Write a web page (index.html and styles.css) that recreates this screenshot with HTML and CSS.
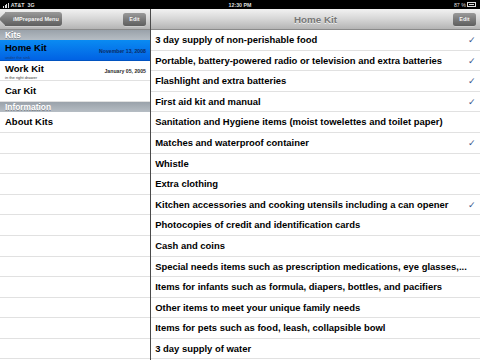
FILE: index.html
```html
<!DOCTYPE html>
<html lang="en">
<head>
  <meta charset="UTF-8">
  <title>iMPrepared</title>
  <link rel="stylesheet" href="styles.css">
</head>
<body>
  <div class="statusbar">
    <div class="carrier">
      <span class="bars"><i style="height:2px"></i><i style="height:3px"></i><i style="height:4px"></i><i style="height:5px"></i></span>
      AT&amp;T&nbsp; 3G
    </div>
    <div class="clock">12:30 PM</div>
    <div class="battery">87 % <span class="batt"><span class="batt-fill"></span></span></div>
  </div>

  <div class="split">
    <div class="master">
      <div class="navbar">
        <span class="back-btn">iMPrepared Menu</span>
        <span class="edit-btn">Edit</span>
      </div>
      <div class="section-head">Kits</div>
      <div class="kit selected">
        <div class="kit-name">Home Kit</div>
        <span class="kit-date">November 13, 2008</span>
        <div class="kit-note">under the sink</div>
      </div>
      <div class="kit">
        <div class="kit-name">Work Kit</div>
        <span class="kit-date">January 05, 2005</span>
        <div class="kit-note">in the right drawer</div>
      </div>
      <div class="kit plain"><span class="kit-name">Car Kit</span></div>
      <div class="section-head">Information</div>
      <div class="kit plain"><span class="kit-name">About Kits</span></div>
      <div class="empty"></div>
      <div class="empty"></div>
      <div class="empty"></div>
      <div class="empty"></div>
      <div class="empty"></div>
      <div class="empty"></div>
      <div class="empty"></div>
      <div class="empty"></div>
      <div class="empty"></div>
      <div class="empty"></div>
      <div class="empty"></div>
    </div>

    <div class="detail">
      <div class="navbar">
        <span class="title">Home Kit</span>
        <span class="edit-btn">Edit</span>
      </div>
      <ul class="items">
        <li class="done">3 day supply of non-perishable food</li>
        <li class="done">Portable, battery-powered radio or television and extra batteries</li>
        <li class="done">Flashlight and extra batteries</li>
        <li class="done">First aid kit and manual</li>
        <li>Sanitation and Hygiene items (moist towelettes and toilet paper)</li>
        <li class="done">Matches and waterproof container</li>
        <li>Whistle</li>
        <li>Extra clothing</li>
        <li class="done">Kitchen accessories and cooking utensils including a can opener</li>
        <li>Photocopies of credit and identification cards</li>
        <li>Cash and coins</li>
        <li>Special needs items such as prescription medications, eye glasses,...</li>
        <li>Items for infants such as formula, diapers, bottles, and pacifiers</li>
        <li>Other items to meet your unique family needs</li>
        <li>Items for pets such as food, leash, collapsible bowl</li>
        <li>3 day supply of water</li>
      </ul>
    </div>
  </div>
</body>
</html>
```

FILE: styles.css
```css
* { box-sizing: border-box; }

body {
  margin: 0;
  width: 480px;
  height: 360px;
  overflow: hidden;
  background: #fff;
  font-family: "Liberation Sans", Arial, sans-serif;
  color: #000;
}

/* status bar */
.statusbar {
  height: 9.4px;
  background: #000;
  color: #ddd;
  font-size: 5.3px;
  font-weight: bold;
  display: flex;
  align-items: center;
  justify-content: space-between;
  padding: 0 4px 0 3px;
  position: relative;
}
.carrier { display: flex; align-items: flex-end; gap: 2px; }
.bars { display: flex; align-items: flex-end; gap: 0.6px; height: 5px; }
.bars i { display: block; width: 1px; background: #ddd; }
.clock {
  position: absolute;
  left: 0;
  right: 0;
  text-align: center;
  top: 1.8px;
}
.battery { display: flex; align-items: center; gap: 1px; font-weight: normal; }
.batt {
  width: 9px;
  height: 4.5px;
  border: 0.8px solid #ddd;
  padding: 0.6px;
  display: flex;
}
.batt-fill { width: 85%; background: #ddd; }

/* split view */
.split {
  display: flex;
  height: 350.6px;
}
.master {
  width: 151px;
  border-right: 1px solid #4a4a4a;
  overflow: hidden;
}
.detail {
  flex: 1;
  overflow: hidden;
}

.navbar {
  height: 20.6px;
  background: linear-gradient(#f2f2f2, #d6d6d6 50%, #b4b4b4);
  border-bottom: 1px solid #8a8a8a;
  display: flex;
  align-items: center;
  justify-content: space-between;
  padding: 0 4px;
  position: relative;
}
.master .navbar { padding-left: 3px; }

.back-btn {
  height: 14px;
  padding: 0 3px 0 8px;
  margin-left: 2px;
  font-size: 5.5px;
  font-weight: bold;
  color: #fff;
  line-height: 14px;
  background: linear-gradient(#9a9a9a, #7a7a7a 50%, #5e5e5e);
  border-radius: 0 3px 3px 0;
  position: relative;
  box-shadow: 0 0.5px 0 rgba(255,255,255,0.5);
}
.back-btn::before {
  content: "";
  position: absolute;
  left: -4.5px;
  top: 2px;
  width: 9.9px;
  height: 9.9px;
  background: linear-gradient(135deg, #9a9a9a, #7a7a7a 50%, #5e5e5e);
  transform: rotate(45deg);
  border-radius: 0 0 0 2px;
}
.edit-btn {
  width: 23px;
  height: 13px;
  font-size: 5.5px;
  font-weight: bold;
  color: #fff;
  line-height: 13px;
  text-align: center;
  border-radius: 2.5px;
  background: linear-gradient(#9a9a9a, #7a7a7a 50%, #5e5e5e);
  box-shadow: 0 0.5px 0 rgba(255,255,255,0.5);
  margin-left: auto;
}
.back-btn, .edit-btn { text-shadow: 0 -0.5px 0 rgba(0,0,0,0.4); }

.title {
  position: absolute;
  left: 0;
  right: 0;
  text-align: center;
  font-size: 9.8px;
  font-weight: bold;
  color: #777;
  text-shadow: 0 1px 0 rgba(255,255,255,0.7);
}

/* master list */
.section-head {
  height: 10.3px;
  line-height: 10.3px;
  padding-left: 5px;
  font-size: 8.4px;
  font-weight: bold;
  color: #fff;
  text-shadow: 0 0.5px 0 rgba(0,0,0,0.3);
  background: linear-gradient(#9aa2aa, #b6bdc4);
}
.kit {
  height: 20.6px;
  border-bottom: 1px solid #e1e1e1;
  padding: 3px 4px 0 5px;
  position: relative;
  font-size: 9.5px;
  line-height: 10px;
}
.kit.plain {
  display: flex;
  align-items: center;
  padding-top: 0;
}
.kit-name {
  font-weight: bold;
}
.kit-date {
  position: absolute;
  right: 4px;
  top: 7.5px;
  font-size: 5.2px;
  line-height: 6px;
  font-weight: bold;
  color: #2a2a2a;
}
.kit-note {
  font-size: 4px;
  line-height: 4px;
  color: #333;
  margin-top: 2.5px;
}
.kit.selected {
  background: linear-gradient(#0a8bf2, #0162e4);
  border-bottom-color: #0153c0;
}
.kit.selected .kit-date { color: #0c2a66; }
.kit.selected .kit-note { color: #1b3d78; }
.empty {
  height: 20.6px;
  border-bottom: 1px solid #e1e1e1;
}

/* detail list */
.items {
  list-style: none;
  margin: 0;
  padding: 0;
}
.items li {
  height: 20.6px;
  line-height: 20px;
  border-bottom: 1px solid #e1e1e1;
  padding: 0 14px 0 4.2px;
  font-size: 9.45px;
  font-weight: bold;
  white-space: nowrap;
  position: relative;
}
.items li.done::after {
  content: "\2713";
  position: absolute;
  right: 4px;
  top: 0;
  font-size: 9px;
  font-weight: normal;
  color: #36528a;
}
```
○ ○ ○ ○ ○ ○ ○
● **What is expected**: Except for the pictures, print the data above exactly.

● **Complete response**:
Write a web page (index.html and styles.css) that recreates this screenshot with HTML and CSS.
FILE: index.html
```html
<!DOCTYPE html>
<html lang="en">
<head>
  <meta charset="UTF-8">
  <title>iMPrepared</title>
  <link rel="stylesheet" href="styles.css">
</head>
<body>
  <div class="statusbar">
    <div class="carrier">
      <span class="bars"><i style="height:2px"></i><i style="height:3px"></i><i style="height:4px"></i><i style="height:5px"></i></span>
      AT&amp;T&nbsp; 3G
    </div>
    <div class="clock">12:30 PM</div>
    <div class="battery">87 % <span class="batt"><span class="batt-fill"></span></span></div>
  </div>

  <div class="split">
    <div class="master">
      <div class="navbar">
        <span class="back-btn">iMPrepared Menu</span>
        <span class="edit-btn">Edit</span>
      </div>
      <div class="section-head">Kits</div>
      <div class="kit selected">
        <div class="kit-name">Home Kit</div>
        <span class="kit-date">November 13, 2008</span>
        <div class="kit-note">under the sink</div>
      </div>
      <div class="kit">
        <div class="kit-name">Work Kit</div>
        <span class="kit-date">January 05, 2005</span>
        <div class="kit-note">in the right drawer</div>
      </div>
      <div class="kit plain"><span class="kit-name">Car Kit</span></div>
      <div class="section-head">Information</div>
      <div class="kit plain"><span class="kit-name">About Kits</span></div>
      <div class="empty"></div>
      <div class="empty"></div>
      <div class="empty"></div>
      <div class="empty"></div>
      <div class="empty"></div>
      <div class="empty"></div>
      <div class="empty"></div>
      <div class="empty"></div>
      <div class="empty"></div>
      <div class="empty"></div>
      <div class="empty"></div>
    </div>

    <div class="detail">
      <div class="navbar">
        <span class="title">Home Kit</span>
        <span class="edit-btn">Edit</span>
      </div>
      <ul class="items">
        <li class="done">3 day supply of non-perishable food</li>
        <li class="done">Portable, battery-powered radio or television and extra batteries</li>
        <li class="done">Flashlight and extra batteries</li>
        <li class="done">First aid kit and manual</li>
        <li>Sanitation and Hygiene items (moist towelettes and toilet paper)</li>
        <li class="done">Matches and waterproof container</li>
        <li>Whistle</li>
        <li>Extra clothing</li>
        <li class="done">Kitchen accessories and cooking utensils including a can opener</li>
        <li>Photocopies of credit and identification cards</li>
        <li>Cash and coins</li>
        <li>Special needs items such as prescription medications, eye glasses,...</li>
        <li>Items for infants such as formula, diapers, bottles, and pacifiers</li>
        <li>Other items to meet your unique family needs</li>
        <li>Items for pets such as food, leash, collapsible bowl</li>
        <li>3 day supply of water</li>
      </ul>
    </div>
  </div>
</body>
</html>
```

FILE: styles.css
```css
* { box-sizing: border-box; }

body {
  margin: 0;
  width: 480px;
  height: 360px;
  overflow: hidden;
  background: #fff;
  font-family: "Liberation Sans", Arial, sans-serif;
  color: #000;
}

/* status bar */
.statusbar {
  height: 9.4px;
  background: #000;
  color: #ddd;
  font-size: 5.3px;
  font-weight: bold;
  display: flex;
  align-items: center;
  justify-content: space-between;
  padding: 0 4px 0 3px;
  position: relative;
}
.carrier { display: flex; align-items: flex-end; gap: 2px; }
.bars { display: flex; align-items: flex-end; gap: 0.6px; height: 5px; }
.bars i { display: block; width: 1px; background: #ddd; }
.clock {
  position: absolute;
  left: 0;
  right: 0;
  text-align: center;
  top: 1.8px;
}
.battery { display: flex; align-items: center; gap: 1px; font-weight: normal; }
.batt {
  width: 9px;
  height: 4.5px;
  border: 0.8px solid #ddd;
  padding: 0.6px;
  display: flex;
}
.batt-fill { width: 85%; background: #ddd; }

/* split view */
.split {
  display: flex;
  height: 350.6px;
}
.master {
  width: 151px;
  border-right: 1px solid #4a4a4a;
  overflow: hidden;
}
.detail {
  flex: 1;
  overflow: hidden;
}

.navbar {
  height: 20.6px;
  background: linear-gradient(#f2f2f2, #d6d6d6 50%, #b4b4b4);
  border-bottom: 1px solid #8a8a8a;
  display: flex;
  align-items: center;
  justify-content: space-between;
  padding: 0 4px;
  position: relative;
}
.master .navbar { padding-left: 3px; }

.back-btn {
  height: 14px;
  padding: 0 3px 0 8px;
  margin-left: 2px;
  font-size: 5.5px;
  font-weight: bold;
  color: #fff;
  line-height: 14px;
  background: linear-gradient(#9a9a9a, #7a7a7a 50%, #5e5e5e);
  border-radius: 0 3px 3px 0;
  position: relative;
  box-shadow: 0 0.5px 0 rgba(255,255,255,0.5);
}
.back-btn::before {
  content: "";
  position: absolute;
  left: -4.5px;
  top: 2px;
  width: 9.9px;
  height: 9.9px;
  background: linear-gradient(135deg, #9a9a9a, #7a7a7a 50%, #5e5e5e);
  transform: rotate(45deg);
  border-radius: 0 0 0 2px;
}
.edit-btn {
  width: 23px;
  height: 13px;
  font-size: 5.5px;
  font-weight: bold;
  color: #fff;
  line-height: 13px;
  text-align: center;
  border-radius: 2.5px;
  background: linear-gradient(#9a9a9a, #7a7a7a 50%, #5e5e5e);
  box-shadow: 0 0.5px 0 rgba(255,255,255,0.5);
  margin-left: auto;
}
.back-btn, .edit-btn { text-shadow: 0 -0.5px 0 rgba(0,0,0,0.4); }

.title {
  position: absolute;
  left: 0;
  right: 0;
  text-align: center;
  font-size: 9.8px;
  font-weight: bold;
  color: #777;
  text-shadow: 0 1px 0 rgba(255,255,255,0.7);
}

/* master list */
.section-head {
  height: 10.3px;
  line-height: 10.3px;
  padding-left: 5px;
  font-size: 8.4px;
  font-weight: bold;
  color: #fff;
  text-shadow: 0 0.5px 0 rgba(0,0,0,0.3);
  background: linear-gradient(#9aa2aa, #b6bdc4);
}
.kit {
  height: 20.6px;
  border-bottom: 1px solid #e1e1e1;
  padding: 3px 4px 0 5px;
  position: relative;
  font-size: 9.5px;
  line-height: 10px;
}
.kit.plain {
  display: flex;
  align-items: center;
  padding-top: 0;
}
.kit-name {
  font-weight: bold;
}
.kit-date {
  position: absolute;
  right: 4px;
  top: 7.5px;
  font-size: 5.2px;
  line-height: 6px;
  font-weight: bold;
  color: #2a2a2a;
}
.kit-note {
  font-size: 4px;
  line-height: 4px;
  color: #333;
  margin-top: 2.5px;
}
.kit.selected {
  background: linear-gradient(#0a8bf2, #0162e4);
  border-bottom-color: #0153c0;
}
.kit.selected .kit-date { color: #0c2a66; }
.kit.selected .kit-note { color: #1b3d78; }
.empty {
  height: 20.6px;
  border-bottom: 1px solid #e1e1e1;
}

/* detail list */
.items {
  list-style: none;
  margin: 0;
  padding: 0;
}
.items li {
  height: 20.6px;
  line-height: 20px;
  border-bottom: 1px solid #e1e1e1;
  padding: 0 14px 0 4.2px;
  font-size: 9.45px;
  font-weight: bold;
  white-space: nowrap;
  position: relative;
}
.items li.done::after {
  content: "\2713";
  position: absolute;
  right: 4px;
  top: 0;
  font-size: 9px;
  font-weight: normal;
  color: #36528a;
}
```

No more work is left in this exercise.